### WHAT THE TASK ASKS
Scan the records for the word "this". Copy each line that includes it.

### THE DATA
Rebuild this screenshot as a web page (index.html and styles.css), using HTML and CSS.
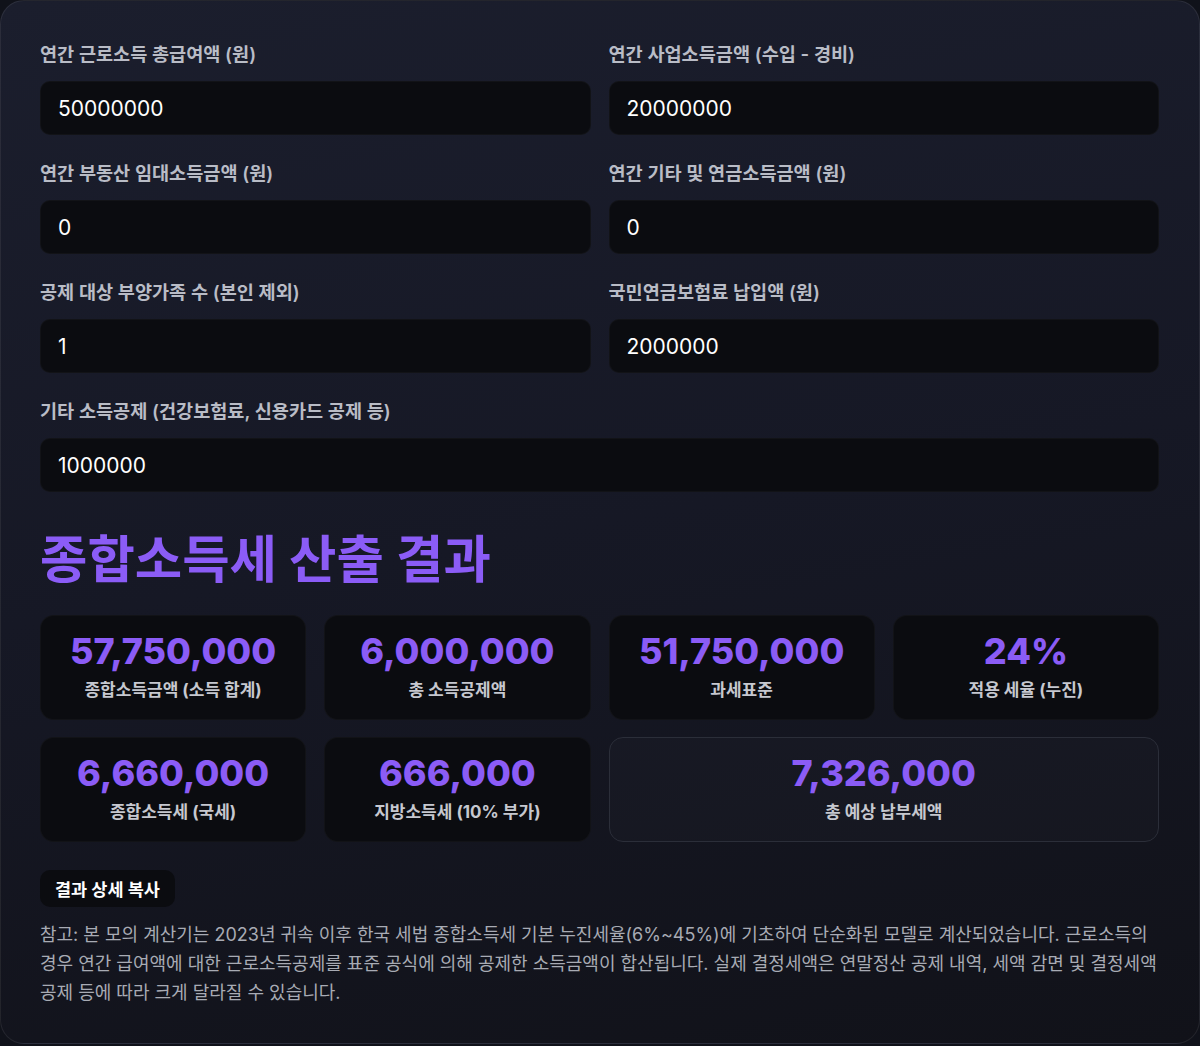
FILE: index.html
```html
<!DOCTYPE html>
<html lang="ko">
<head>
    <meta charset="UTF-8">
    <meta name="viewport" content="width=device-width, initial-scale=1.0">
    <title>종합소득세 계산기</title>
    <link rel="stylesheet" href="styles.css">
</head>
<body>
    <div class="card">
        <div class="form">
            <div class="field">
                <label for="wage">연간 근로소득 총급여액 (원)</label>
                <input id="wage" type="text" value="50000000">
            </div>
            <div class="field">
                <label for="biz">연간 사업소득금액 (수입 - 경비)</label>
                <input id="biz" type="text" value="20000000">
            </div>
            <div class="field">
                <label for="rent">연간 부동산 임대소득금액 (원)</label>
                <input id="rent" type="text" value="0">
            </div>
            <div class="field">
                <label for="etc">연간 기타 및 연금소득금액 (원)</label>
                <input id="etc" type="text" value="0">
            </div>
            <div class="field">
                <label for="family">공제 대상 부양가족 수 (본인 제외)</label>
                <input id="family" type="text" value="1">
            </div>
            <div class="field">
                <label for="pension">국민연금보험료 납입액 (원)</label>
                <input id="pension" type="text" value="2000000">
            </div>
            <div class="field wide">
                <label for="other">기타 소득공제 (건강보험료, 신용카드 공제 등)</label>
                <input id="other" type="text" value="1000000">
            </div>
        </div>

        <h2 class="result-title">종합소득세 산출 결과</h2>

        <div class="stats">
            <div class="stat">
                <div class="stat-value">57,750,000</div>
                <div class="stat-label">종합소득금액 (소득 합계)</div>
            </div>
            <div class="stat">
                <div class="stat-value">6,000,000</div>
                <div class="stat-label">총 소득공제액</div>
            </div>
            <div class="stat">
                <div class="stat-value">51,750,000</div>
                <div class="stat-label">과세표준</div>
            </div>
            <div class="stat">
                <div class="stat-value">24%</div>
                <div class="stat-label">적용 세율 (누진)</div>
            </div>
            <div class="stat">
                <div class="stat-value">6,660,000</div>
                <div class="stat-label">종합소득세 (국세)</div>
            </div>
            <div class="stat">
                <div class="stat-value">666,000</div>
                <div class="stat-label">지방소득세 (10% 부가)</div>
            </div>
            <div class="stat total">
                <div class="stat-value">7,326,000</div>
                <div class="stat-label">총 예상 납부세액</div>
            </div>
        </div>

        <button class="copy-btn">결과 상세 복사</button>

        <p class="note">참고: 본 모의 계산기는 2023년 귀속 이후 한국 세법 종합소득세 기본 누진세율(6%~45%)에 기초하여 단순화된 모델로 계산되었습니다. 근로소득의 경우 연간 급여액에 대한 근로소득공제를 표준 공식에 의해 공제한 소득금액이 합산됩니다. 실제 결정세액은 연말정산 공제 내역, 세액 감면 및 결정세액 공제 등에 따라 크게 달라질 수 있습니다.</p>
    </div>
</body>
</html>
```

FILE: styles.css
```css
* {
    box-sizing: border-box;
}

body {
    margin: 0;
    background-color: #10121a;
    font-family: Inter, "Noto Sans CJK KR", sans-serif;
    color: #e6e7eb;
}

.card {
    width: 1200px;
    padding: 40px 40px 36px 39px;
    border: 1px solid rgba(255, 255, 255, 0.08);
    border-radius: 24px;
    background: linear-gradient(170deg, #1b1e2d 0%, #161825 50%, #111219 100%);
}

.form {
    display: grid;
    grid-template-columns: 1fr 1fr;
    column-gap: 18px;
    row-gap: 25px;
}

.field {
    display: flex;
    flex-direction: column;
}

.field.wide {
    grid-column: span 2;
}

.field label {
    font-size: 18.6px;
    line-height: 27px;
    font-weight: 600;
    color: #b9bcc6;
    margin-bottom: 13px;
}

.field input {
    height: 54px;
    padding: 0 17px;
    border: 1px solid rgba(255, 255, 255, 0.03);
    border-radius: 10px;
    background-color: #0b0c10;
    color: #ffffff;
    font-family: Inter, "Noto Sans CJK KR", sans-serif;
    font-size: 21px;
    outline: none;
}

.result-title {
    margin: 37px 0 26px;
    font-size: 51.5px;
    line-height: 60px;
    font-weight: 700;
    color: #8b5cf6;
}

.stats {
    display: grid;
    grid-template-columns: repeat(4, 1fr);
    column-gap: 18px;
    row-gap: 17px;
}

.stat {
    height: 105px;
    padding: 14px 12px 0;
    border: 1px solid rgba(255, 255, 255, 0.03);
    border-radius: 14px;
    background-color: #0b0c10;
    text-align: center;
}

.stat.total {
    grid-column: span 2;
    background-color: rgba(255, 255, 255, 0.015);
    border: 1px solid #2b2e39;
}

.stat-value {
    font-size: 36px;
    line-height: 43px;
    font-weight: 800;
    color: #8b5cf6;
}

.stat-label {
    margin-top: 5px;
    font-size: 17px;
    line-height: 25px;
    font-weight: 700;
    color: #c6c8cf;
}

.copy-btn {
    display: block;
    margin-top: 28px;
    height: 37px;
    padding: 0 15px;
    border: none;
    border-radius: 10px;
    background-color: #0b0c10;
    color: #ffffff;
    font-family: Inter, "Noto Sans CJK KR", sans-serif;
    font-size: 17.5px;
    font-weight: 700;
    cursor: pointer;
}

.note {
    margin: 13px 0 0;
    font-size: 18px;
    line-height: 29px;
    color: #a8abb4;
    word-break: keep-all;
}
```
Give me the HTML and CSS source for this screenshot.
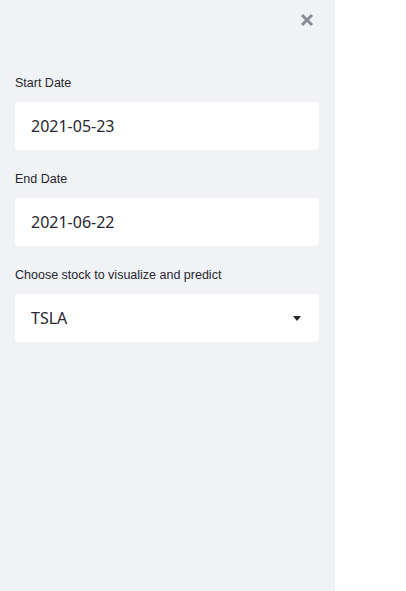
FILE: index.html
```html
<!DOCTYPE html>
<html>
<head>
<meta charset="utf-8">
<link rel="stylesheet" href="styles.css">
</head>
<body>
<div class="page">
  <aside class="sidebar">
    <div class="close-row">
      <button class="close" aria-label="Close sidebar">
        <svg width="14" height="14" viewBox="0 0 14 14"><path d="M2 2 L12 12 M12 2 L2 12" stroke="#8a8b91" stroke-width="3" stroke-linecap="butt"/></svg>
      </button>
    </div>
    <div class="fields">
      <div class="field">
        <label class="label">Start Date</label>
        <div class="box"><span class="value">2021-05-23</span></div>
      </div>
      <div class="field">
        <label class="label">End Date</label>
        <div class="box"><span class="value">2021-06-22</span></div>
      </div>
      <div class="field">
        <label class="label">Choose stock to visualize and predict</label>
        <div class="box select"><span class="value">TSLA</span>
          <svg class="caret" width="8" height="5" viewBox="0 0 8 5"><path d="M0 0 H8 L4 5 Z" fill="#262730"/></svg>
        </div>
      </div>
    </div>
  </aside>
  <main class="main"></main>
</div>
</body>
</html>
```
FILE: styles.css
```css
html, body {
  margin: 0;
  padding: 0;
  height: 100%;
  background: #ffffff;
  font-family: "Noto Sans", "Liberation Sans", sans-serif;
  color: #262730;
}
.page {
  display: flex;
  height: 100%;
}
.sidebar {
  width: 335px;
  flex: none;
  background: #f0f2f6;
  box-sizing: border-box;
  padding: 0 16px 0 15px;
  display: flex;
  flex-direction: column;
}
.close-row {
  display: flex;
  justify-content: flex-end;
  padding-top: 13px;
  padding-right: 5px;
  height: 60px;
  box-sizing: border-box;
}
.close {
  border: none;
  background: none;
  padding: 0;
  width: 14px;
  height: 14px;
  display: block;
}
.close svg { display: block; }
.fields {
  display: flex;
  flex-direction: column;
  gap: 19px;
  padding-top: 13px;
}
.field {
  display: flex;
  flex-direction: column;
  gap: 9px;
}
.label {
  font-family: "Liberation Sans", Arial, sans-serif;
  font-size: 12.5px;
  line-height: 21px;
  height: 20px;
  color: #262730;
}
.box {
  height: 48px;
  background: #ffffff;
  border-radius: 4px;
  display: flex;
  align-items: center;
  padding: 0 16px;
  box-sizing: border-box;
}
.value {
  font-size: 16px;
  color: #262730;
}
.select {
  justify-content: space-between;
  padding-right: 18px;
}
.caret { display: block; }
.main { flex: 1; }
```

### RESULT
Rebuild this screenshot as a web page (index.html and styles.css), using HTML and CSS.
Give me the HTML and CSS source for this screenshot.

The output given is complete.